JAKARTA, KOMPAS.com - Deputi Pemberantasan Pusat Pelaporan dan Analisis Transaksi Keuangan (PPATK) Firman Santyabudi mengatakan, PPATK mendapat 52 laporan transaksi keuangan mencurigakan terkait pemilihan kepala daerah (pilkada).
Sumber laporan tersebut dari perusahaan asuransi, bank umum, bank pembangunan daerah, hingga money changer.
"Dari 52 laporan itu, terdapat 12 pihak terlapor melibatkan penyelenggara dan kontestan," ujar Firman di PTIK, Kamis (5/4/2018).
Transaksi dianggap mencurigakan, salah satunya dengan melihat profil seseorang. Misalnya, pendapatan seseorang hanya Rp 200 juta, namun tiba-tiba masuk ke rekeningnya Rp 200 juta.
Meski begitu, tidak semua laporan transaksi mencurigakan menunjukkan bahwa ada pidana di baliknya. Bisa saja rekeningnya diisi uang dengan jumlah besar hasil menjual rumah.
(Baca juga: Antisipasi Pelanggaran, PPATK Awasi Aliran Dana di Rekening Peserta Pilkada)
Oleh karena itu, setiap laporan transaksi mencurigakan yang masuk akan didalami lagi oleh PPATK untuk melihat keterkaitan dengan pilkada.
"Kami juga liat informasi lain apakah betul mengarah ke sana. Ini masih harus ada analisis lebih lanjut," kata Firman.
Firman mengatakan, PPATK juga melihat hampir seluruh calon dari petahana menarik tunai uang di rekeningnya mulai setahun terakhir sebelum masa jabatannya berakhir. Jumlahnya mencapai triliunan rupiah.
Menurut dia, muncul kecurigaan mereka menarik dana bukan di saat-saat ini agar tidak tampak mencurigakan. PPATK kemudian mencari data untuk bukti yang menguatkan apakah uang yang ditarik itu berhubungan dengan pilkada, misalnya untuk kampanye.
"Kalau ada potensinya, nanti kami dorong ke aparat penegak hukum. Kalau kental dengan korupsi, kami akan dorong ke KPK. Kalau pelanggaran pemilu kita dorong ke Bawaslu," kata Firman.
(Baca juga: Mahfud MD: Tak Ada Satu Pilkada pun yang Tidak Curang...)

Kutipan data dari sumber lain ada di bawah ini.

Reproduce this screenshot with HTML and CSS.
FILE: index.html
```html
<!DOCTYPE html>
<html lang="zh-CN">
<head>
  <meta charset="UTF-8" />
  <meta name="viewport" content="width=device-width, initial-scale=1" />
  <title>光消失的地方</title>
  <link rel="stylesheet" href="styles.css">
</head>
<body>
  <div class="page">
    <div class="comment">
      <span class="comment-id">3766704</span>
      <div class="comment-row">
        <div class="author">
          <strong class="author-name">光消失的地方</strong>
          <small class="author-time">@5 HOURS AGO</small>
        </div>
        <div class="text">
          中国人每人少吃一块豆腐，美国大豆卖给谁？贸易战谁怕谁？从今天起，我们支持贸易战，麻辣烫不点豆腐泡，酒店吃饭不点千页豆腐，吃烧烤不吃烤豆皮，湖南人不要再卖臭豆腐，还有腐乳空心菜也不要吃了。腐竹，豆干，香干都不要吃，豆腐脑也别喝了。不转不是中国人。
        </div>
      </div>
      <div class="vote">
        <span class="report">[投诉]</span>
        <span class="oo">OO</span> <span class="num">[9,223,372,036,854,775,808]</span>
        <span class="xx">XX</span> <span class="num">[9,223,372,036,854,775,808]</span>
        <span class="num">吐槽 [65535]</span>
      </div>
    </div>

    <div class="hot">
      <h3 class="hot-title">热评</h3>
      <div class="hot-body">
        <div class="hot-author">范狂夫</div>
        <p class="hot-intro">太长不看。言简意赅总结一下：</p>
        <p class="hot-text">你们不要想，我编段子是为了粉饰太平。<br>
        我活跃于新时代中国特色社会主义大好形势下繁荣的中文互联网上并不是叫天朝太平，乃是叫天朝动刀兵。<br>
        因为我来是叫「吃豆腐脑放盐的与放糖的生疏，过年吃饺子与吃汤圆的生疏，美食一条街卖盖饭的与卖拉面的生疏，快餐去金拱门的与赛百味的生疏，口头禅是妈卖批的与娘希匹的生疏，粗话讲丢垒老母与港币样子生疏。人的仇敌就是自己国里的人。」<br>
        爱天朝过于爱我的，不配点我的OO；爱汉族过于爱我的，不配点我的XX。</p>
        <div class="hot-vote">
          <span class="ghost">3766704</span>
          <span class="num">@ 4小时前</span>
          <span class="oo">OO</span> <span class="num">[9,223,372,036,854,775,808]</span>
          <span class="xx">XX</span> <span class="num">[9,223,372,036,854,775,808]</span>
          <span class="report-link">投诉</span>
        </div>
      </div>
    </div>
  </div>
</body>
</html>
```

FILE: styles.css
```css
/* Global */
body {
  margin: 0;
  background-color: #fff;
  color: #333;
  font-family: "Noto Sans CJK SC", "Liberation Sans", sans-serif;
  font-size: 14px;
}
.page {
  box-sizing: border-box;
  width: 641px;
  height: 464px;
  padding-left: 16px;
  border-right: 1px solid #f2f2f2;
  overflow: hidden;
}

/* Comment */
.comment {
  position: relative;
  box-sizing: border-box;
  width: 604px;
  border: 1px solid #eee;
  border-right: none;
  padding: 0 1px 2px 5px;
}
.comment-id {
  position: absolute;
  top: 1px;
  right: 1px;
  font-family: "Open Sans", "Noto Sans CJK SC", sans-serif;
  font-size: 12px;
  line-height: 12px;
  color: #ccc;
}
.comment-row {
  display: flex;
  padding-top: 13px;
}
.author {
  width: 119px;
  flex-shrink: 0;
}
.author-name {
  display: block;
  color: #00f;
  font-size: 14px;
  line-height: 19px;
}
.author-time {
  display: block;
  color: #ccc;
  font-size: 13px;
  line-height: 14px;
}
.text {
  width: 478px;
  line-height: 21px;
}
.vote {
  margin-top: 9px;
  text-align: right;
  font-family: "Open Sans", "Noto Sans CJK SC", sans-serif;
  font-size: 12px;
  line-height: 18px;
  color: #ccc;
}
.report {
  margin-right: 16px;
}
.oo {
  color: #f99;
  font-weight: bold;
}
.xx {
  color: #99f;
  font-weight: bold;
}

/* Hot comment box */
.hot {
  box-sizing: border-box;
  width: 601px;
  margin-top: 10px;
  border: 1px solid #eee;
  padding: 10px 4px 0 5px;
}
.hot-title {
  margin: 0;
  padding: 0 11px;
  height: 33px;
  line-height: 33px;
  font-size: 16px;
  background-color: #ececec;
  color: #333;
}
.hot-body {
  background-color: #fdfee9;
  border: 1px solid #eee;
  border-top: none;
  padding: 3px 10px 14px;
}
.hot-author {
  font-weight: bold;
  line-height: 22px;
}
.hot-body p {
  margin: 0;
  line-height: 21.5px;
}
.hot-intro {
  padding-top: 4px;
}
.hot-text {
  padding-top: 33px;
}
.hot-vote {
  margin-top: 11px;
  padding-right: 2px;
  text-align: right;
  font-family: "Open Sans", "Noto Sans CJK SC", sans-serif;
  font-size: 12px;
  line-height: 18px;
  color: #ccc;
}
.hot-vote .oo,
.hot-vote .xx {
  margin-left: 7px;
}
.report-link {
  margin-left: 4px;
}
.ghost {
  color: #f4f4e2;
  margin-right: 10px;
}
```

Firman meminta para calon kepala daerah yang akan berlaga dalam Pilkada 2018 tidak bermain curang dengan uang. Sebab, PPATK bisa dengan mudah melacak transaksi keuangan mereka dan akan ketahuan jika ada kejanggalan.
"Walau biaya politik tinggi, namun kami harap tidak mempengaruhi peserta pemilu untuk tidak melakukan pelanggaran kampanye. Bukan banyak banyak cari uang," kata Firman.